Monday, June 30, 2014

A post-breakfast saunter around the gardens, front and back of the house, starts our summer day nicely. As long as it isn't steadily raining, our home exterior calls out its siren song to us to come and see how the gardens continue to prosper and bloom, anxious to play show-and-tell for us.


We're more than happy to oblige, including little Riley, content to amble after us as we peruse the day's offerings. The backyard is fully exposed to morning sun and we imagine we can discern the difference in maturity in the begonias we overwinter in the basement as they now reach their full bloom cycle in a myriad of colour, form and texture that teases our senses. 

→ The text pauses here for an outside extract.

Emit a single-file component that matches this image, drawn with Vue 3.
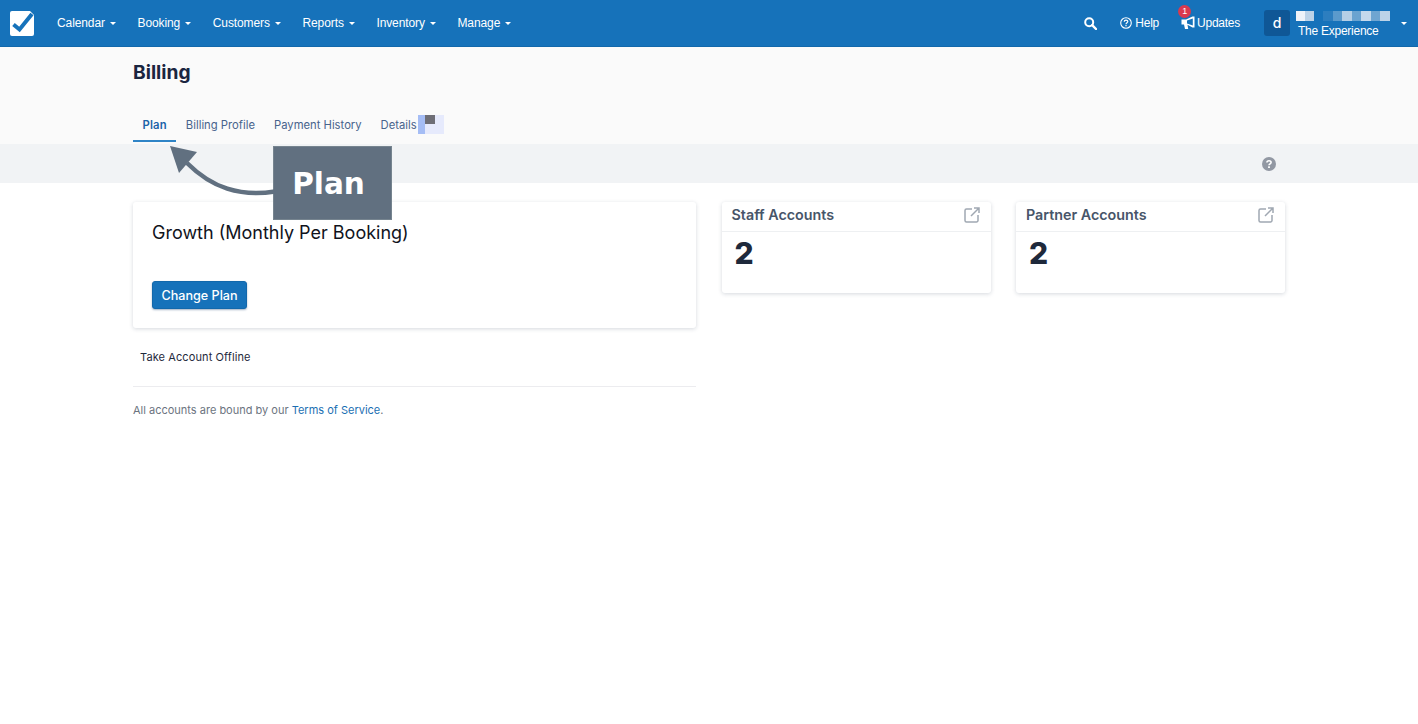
<script setup>
const navItems = ['Calendar', 'Booking', 'Customers', 'Reports', 'Inventory', 'Manage']
const tabs = ['Plan', 'Billing Profile', 'Payment History', 'Details']
const nameBlocks = [
  { w: 9, c: '#eef3f9' }, { w: 9, c: '#bcd3e8' }, { w: 9, c: '#1672ba' },
  { w: 10, c: '#2d7ebf' }, { w: 9, c: '#5b9acc' }, { w: 10, c: '#b5cfe6' }, { w: 9, c: '#6aa3d0' },
  { w: 10, c: '#c5d9ec' }, { w: 9, c: '#6fa5d1' }, { w: 10, c: '#bcd3e8' }
]
const stats = ['Staff Accounts', 'Partner Accounts']
</script>

<template>
  <div class="page">
    <header class="topbar">
      <div class="logo">
        <svg width="24" height="25" viewBox="0 0 24 25">
          <rect width="24" height="25" rx="2" fill="#fff" />
          <path d="M3.5 13.5 L9.5 18.5 L22 3" fill="none" stroke="#1672ba" stroke-width="4" />
          <path d="M20 0 H24 V4 Z" fill="#1672ba" />
        </svg>
      </div>
      <nav class="nav">
        <a v-for="item in navItems" :key="item" class="nav-item">{{ item }}<i class="caret"></i></a>
      </nav>
      <div class="top-right">
        <svg class="search" width="13" height="13" viewBox="0 0 13 13">
          <circle cx="5.2" cy="5.2" r="4" fill="none" stroke="#fff" stroke-width="2" />
          <path d="M8.2 8.2 L12 12" stroke="#fff" stroke-width="2.4" stroke-linecap="round" />
        </svg>
        <a class="help">
          <svg width="12" height="12" viewBox="0 0 12 12">
            <circle cx="6" cy="6" r="5.3" fill="none" stroke="#fff" stroke-width="1.1" />
            <path d="M4.2 4.7 C4.3 2.6 7.8 2.6 7.8 4.6 C7.8 5.8 6 5.9 6 7.3" fill="none" stroke="#fff" stroke-width="1.2" />
            <rect x="5.4" y="8" width="1.2" height="1.3" fill="#fff" />
          </svg>
          Help
        </a>
        <a class="updates">
          <span class="badge">1</span>
          <svg width="15" height="14" viewBox="0 0 15 14">
            <path fill-rule="evenodd" d="M0.5 3.5 H5 L11.5 0.5 H13.5 V11.5 H11.5 L6.5 8.8 L7.2 13 H4 L3 8.5 H0.5 Z M6 4.5 V7.6 L11.8 9.5 V2.4 Z" fill="#fff" />
          </svg>
          Updates
        </a>
        <div class="account">
          <span class="avatar">d</span>
          <div class="account-text">
            <div class="mosaic">
              <span v-for="(b, i) in nameBlocks" :key="i" :style="{ width: b.w + 'px', background: b.c }"></span>
            </div>
            <div class="exp">The Experience</div>
          </div>
          <i class="caret account-caret"></i>
        </div>
      </div>
    </header>

    <section class="subhead">
      <div class="wrap">
        <h1>Billing</h1>
        <div class="tabs">
          <a v-for="(t, i) in tabs" :key="t" class="tab" :class="{ active: i === 0 }">{{ t }}</a>
          <span class="tab-blur"><i></i></span>
        </div>
      </div>
    </section>

    <section class="strip">
      <div class="wrap strip-in">
        <svg width="14" height="14" viewBox="0 0 14 14">
          <circle cx="7" cy="7" r="7" fill="#9298a3" />
          <path d="M4.9 5.5 C5 3.2 9.1 3.2 9.1 5.4 C9.1 6.8 7 6.8 7 8.2" fill="none" stroke="#fff" stroke-width="1.6" />
          <rect x="6.1" y="9.3" width="1.8" height="1.7" fill="#fff" />
        </svg>
      </div>
    </section>

    <main class="wrap content">
      <div class="left">
        <div class="card plan-card">
          <h2>Growth (Monthly Per Booking)</h2>
          <button class="btn">Change Plan</button>
        </div>
        <div class="offline">Take Account Offline</div>
        <div class="terms">All accounts are bound by our <a>Terms of Service</a>.</div>
      </div>
      <div v-for="s in stats" :key="s" class="card stat">
        <div class="stat-head">
          <span>{{ s }}</span>
          <svg class="ext" width="16" height="16" viewBox="0 0 16 16">
            <path d="M8 2 H2.5 A1.5 1.5 0 0 0 1 3.5 V13.5 A1.5 1.5 0 0 0 2.5 15 H12.5 A1.5 1.5 0 0 0 14 13.5 V8" fill="none" stroke="#a0a8b2" stroke-width="1.5" />
            <path d="M7 9 L15 1 M10 1 H15 V6" fill="none" stroke="#a0a8b2" stroke-width="1.5" />
          </svg>
        </div>
        <div class="stat-value">2</div>
      </div>
    </main>

    <div class="callout">Plan</div>
    <svg class="arrow" width="110" height="60" viewBox="0 0 110 60">
      <path d="M105 45.5 C70 51 42 42 17 17" fill="none" stroke="#617080" stroke-width="4.5" />
      <path d="M0 0 L27 6 L9 27 Z" fill="#617080" />
    </svg>
  </div>
</template>

<style scoped>
.page {
  position: relative;
  min-height: 724px;
  background: #fff;
  font-family: Inter, sans-serif;
  color: #1a2540;
}
.topbar {
  height: 47px;
  box-sizing: border-box;
  background: #1672ba;
  border-bottom: 1px solid #1268ab;
  display: flex;
  align-items: center;
  padding: 0 11px 0 10px;
  font-family: "Liberation Sans", Arial, sans-serif;
  font-size: 12px;
  letter-spacing: -0.25px;
  color: #fff;
}
.logo { display: flex; margin-right: 23px; }
.nav { display: flex; gap: 21.6px; letter-spacing: -0.1px; }
.nav-item { display: flex; align-items: center; }
.caret {
  display: inline-block;
  width: 0;
  height: 0;
  margin-left: 5px;
  margin-top: 1px;
  border-left: 3px solid transparent;
  border-right: 3px solid transparent;
  border-top: 3.5px solid #fff;
}
.top-right { margin-left: auto; display: flex; align-items: center; }
.search { margin-right: 23px; }
.help { display: flex; align-items: center; gap: 3px; margin-right: 22px; }
.updates { position: relative; display: flex; align-items: center; gap: 1px; margin-right: 24px; }
.badge {
  position: absolute;
  left: -3px;
  top: -11px;
  width: 13px;
  height: 13px;
  border-radius: 50%;
  background: #d9394e;
  font-size: 9px;
  line-height: 13px;
  text-align: center;
}
.account { display: flex; align-items: center; }
.avatar {
  width: 26px;
  height: 26px;
  border-radius: 3px;
  background: #0f5796;
  font-family: Inter, sans-serif;
  font-size: 14px;
  font-weight: 500;
  line-height: 26px;
  text-align: center;
  margin-right: 6px;
}
.account-text { width: 105px; padding-top: 3px; }
.mosaic { display: flex; height: 10px; margin-bottom: 3px; }
.exp { padding-left: 2px; line-height: 14px; }
.account-caret { margin-left: 0; }
.wrap { width: 1152px; margin: 0 auto; }
.subhead { height: 97px; box-sizing: border-box; background: #fafafa; }
.subhead .wrap { position: relative; height: 97px; display: flex; flex-direction: column; justify-content: space-between; }
h1 {
  margin: 0;
  padding-top: 14px;
  font-size: 19.2px;
  line-height: 22px;
  font-weight: 700;
  color: #1a2540;
}
.tabs { display: flex; align-items: flex-start; height: 36px; margin-bottom: 2px; font-size: 11.25px; }
.tab {
  height: 36px;
  padding: 4px 9.5px 0;
  line-height: 31px;
  box-sizing: border-box;
  color: #48638c;
}
.tab.active {
  color: #1b62a8;
  font-weight: 600;
  letter-spacing: 0.2px;
  border-bottom: 2px solid #2f84c6;
}
.tab-blur {
  position: relative;
  width: 26px;
  height: 19px;
  margin: 9px 0 0 -8px;
  background: #e6eafc;
  border-left: 7px solid #a5bdf5;
  box-sizing: border-box;
}
.tab-blur i {
  position: absolute;
  left: 0;
  top: 0;
  width: 10px;
  height: 9px;
  background: #6e6e76;
}
.strip { height: 39px; background: #f1f3f5; }
.strip-in { height: 39px; display: flex; align-items: center; justify-content: flex-end; padding-right: 9px; box-sizing: border-box; }
.content { display: flex; align-items: flex-start; gap: 25.5px; padding-top: 19px; }
.left { width: 563px; }
.card {
  background: #fff;
  border-radius: 3px;
  box-shadow: 0 1px 4px rgba(30, 45, 70, 0.18);
}
.plan-card { height: 126px; box-sizing: border-box; padding: 19px; }
h2 {
  margin: 0 0 37px;
  font-size: 18px;
  line-height: 23px;
  font-weight: 400;
  color: #10131c;
}
.btn {
  display: block;
  width: 95px;
  height: 28px;
  padding: 0;
  border: 1px solid #1268ab;
  border-radius: 3px;
  background: #1672ba;
  box-shadow: 0 1px 2px rgba(20, 60, 110, 0.4);
  color: #fff;
  font-family: Inter, sans-serif;
  font-size: 12.6px;
  font-weight: 500;
}
.offline {
  margin-top: 16px;
  padding: 0 7px 16px;
  border-bottom: 1px solid #ececef;
  font-size: 11px;
  line-height: 26px;
  letter-spacing: 0.1px;
  color: #1f2a3c;
}
.terms {
  margin-top: 15px;
  font-size: 11px;
  line-height: 16px;
  color: #6c7480;
}
.terms a { color: #1b6fb3; }
.stat { width: 269px; height: 91px; }
.stat-head {
  display: flex;
  align-items: center;
  justify-content: space-between;
  padding: 0 11px 4px 10px;
  height: 25px;
  border-bottom: 1px solid #eef0f2;
  font-size: 14.3px;
  font-weight: 600;
  color: #475569;
}
.ext { margin-top: 1px; }
.stat-value {
  padding: 3px 13px;
  font-size: 30px;
  line-height: 36px;
  font-weight: 800;
  color: #1e293b;
}
.callout {
  position: absolute;
  left: 273px;
  top: 146px;
  width: 119px;
  height: 74px;
  box-sizing: border-box;
  padding-right: 8px;
  background: #617080;
  border: 1px solid #76848f;
  color: #fff;
  font-family: "DejaVu Sans", sans-serif;
  font-size: 29.5px;
  font-weight: 700;
  line-height: 74px;
  text-align: center;
}
.arrow {
  position: absolute;
  left: 170px;
  top: 146px;
}
</style>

The sweet-spicy fragrance of the trailing petunias with their generous array of blossoms, take our notice as does the pink blooms of the Cranesbill geraniums, in particular where they compete for notice with the purple clematis growing alongside them, in their peculiar shrub, not vine shape. And among them is the pushy chameleon plant with its white flowers. The bleeding hearts are just about finished their flowering at the very time that the Canterbury bells have taken to flower as have the delightful Carpathian bellflowers.

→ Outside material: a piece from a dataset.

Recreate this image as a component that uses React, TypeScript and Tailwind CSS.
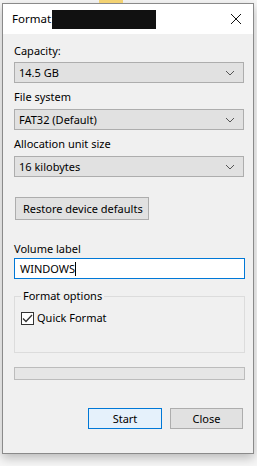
import React from "react";

const FONT = { fontFamily: '"Noto Sans", "Open Sans", Arial, sans-serif' };

function Chevron() {
  return (
    <svg width="10" height="6" viewBox="0 0 10 6" className="shrink-0">
      <path d="M1 1 L5 5 L9 1" fill="none" stroke="#555" strokeWidth="1" />
    </svg>
  );
}

function Combo({ value }: { value: string }) {
  return (
    <div className="h-[21px] w-[230px] border border-[#adadad] bg-[#e1e1e1] flex items-center justify-between pl-[4px] pr-[8px] text-[11px] text-black">
      <span className="leading-none">{value}</span>
      <Chevron />
    </div>
  );
}

export default function App() {
  return (
    <div className="w-[257px] h-[466px] bg-[#f7f7f7] overflow-hidden relative" style={FONT}>
      {/* explorer remnants behind dialog */}
      <div className="h-[3px] overflow-hidden flex">
        <div className="ml-[99px] w-[24px] h-[3px] bg-[#f3d272]" />
        <div className="ml-[20px] -mt-[11px] text-[11px] leading-[14px] text-[#333]">Pictures</div>
      </div>
      <div className="ml-[2px] w-[252px] h-[451px] border border-[#8a8a8a] bg-[#f0f0f0] flex flex-col shadow-[0_4px_10px_rgba(0,0,0,0.25)]">
        <div className="h-[30px] bg-white flex items-center pl-[9px] pr-[8px] shrink-0">
          <span className="text-[11.5px] text-black">Format</span>
          <div className="ml-[1px] w-[104px] h-[19px] bg-[#111]" />
          <svg width="12" height="12" viewBox="0 0 12 12" className="ml-auto mr-[3px]">
            <path d="M1 1 L11 11 M11 1 L1 11" stroke="#111" strokeWidth="1" />
          </svg>
        </div>
        <div className="pl-[11px] flex flex-col text-[11px] text-black">
          <div className="mt-[9px] h-[16px] leading-[16px]">Capacity:</div>
          <div className="mt-[3px]"><Combo value="14.5 GB" /></div>
          <div className="mt-[6px] h-[16px] leading-[16px]">File system</div>
          <div className="mt-[4px]"><Combo value="FAT32 (Default)" /></div>
          <div className="mt-[6px] h-[16px] leading-[16px]">Allocation unit size</div>
          <div className="mt-[4px]"><Combo value="16 kilobytes" /></div>
          <button className="mt-[20px] ml-[1px] h-[23px] w-[134px] border border-[#adadad] bg-[#e1e1e1] text-[11px] text-black text-left pl-[7px] leading-none whitespace-nowrap">
            Restore device defaults
          </button>
          <div className="mt-[21px] h-[16px] leading-[16px]">Volume label</div>
          <div className="mt-[1px] h-[21px] w-[231px] border border-[#0078d7] bg-white flex items-center pl-[5px]">
            <span className="leading-none">WINDOWS</span>
            <span className="w-[1px] h-[14px] bg-black" />
          </div>
          <div className="mt-[17px] relative h-[57px] w-[231px] border border-[#dcdcdc]">
            <span className="absolute -top-[9px] left-[6px] bg-[#f0f0f0] px-[2px] leading-[16px]">Format options</span>
            <div className="mt-[13px] ml-[6px] flex items-center gap-[3px]">
              <div className="w-[13px] h-[13px] border border-[#333] bg-white flex items-center justify-center">
                <svg width="11" height="9" viewBox="0 0 11 9">
                  <path d="M1 4.5 L4 7.5 L10 1" fill="none" stroke="#333" strokeWidth="1.3" />
                </svg>
              </div>
              <span className="leading-[16px]">Quick Format</span>
            </div>
          </div>
          <div className="mt-[14px] h-[13px] w-[231px] border border-[#bcbcbc] bg-[#e6e6e6]" />
          <div className="mt-[28px] flex gap-[8px] ml-[74px]">
            <button className="h-[21px] w-[74px] border border-[#0078d7] bg-[#e5f1fb] text-[11px] text-black leading-none">
              Start
            </button>
            <button className="h-[21px] w-[73px] border border-[#adadad] bg-[#e1e1e1] text-[11px] text-black leading-none">
              Close
            </button>
          </div>
        </div>
      </div>
    </div>
  );
}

Our Stella d'Oro lilies are in full golden bloom, and the orange day lilies beginning theirs. Ladies Mantle is abloom with their nondescript sprays, and roses brighten the garden as few other flowering plants are able to. The Icelandic poppies' swift bloom is closing down, while the hostas are starting theirs. And now bergamot (Monarda) is beginning to bloom with their spectacular fragrance wafting on the air when touched gently, and tickseed too are opening their yellow flowerheads.


As we amble about, I pinch back spent blooms, pull up a few weeds here and there and we take in the full, generous beauty of a beloved garden.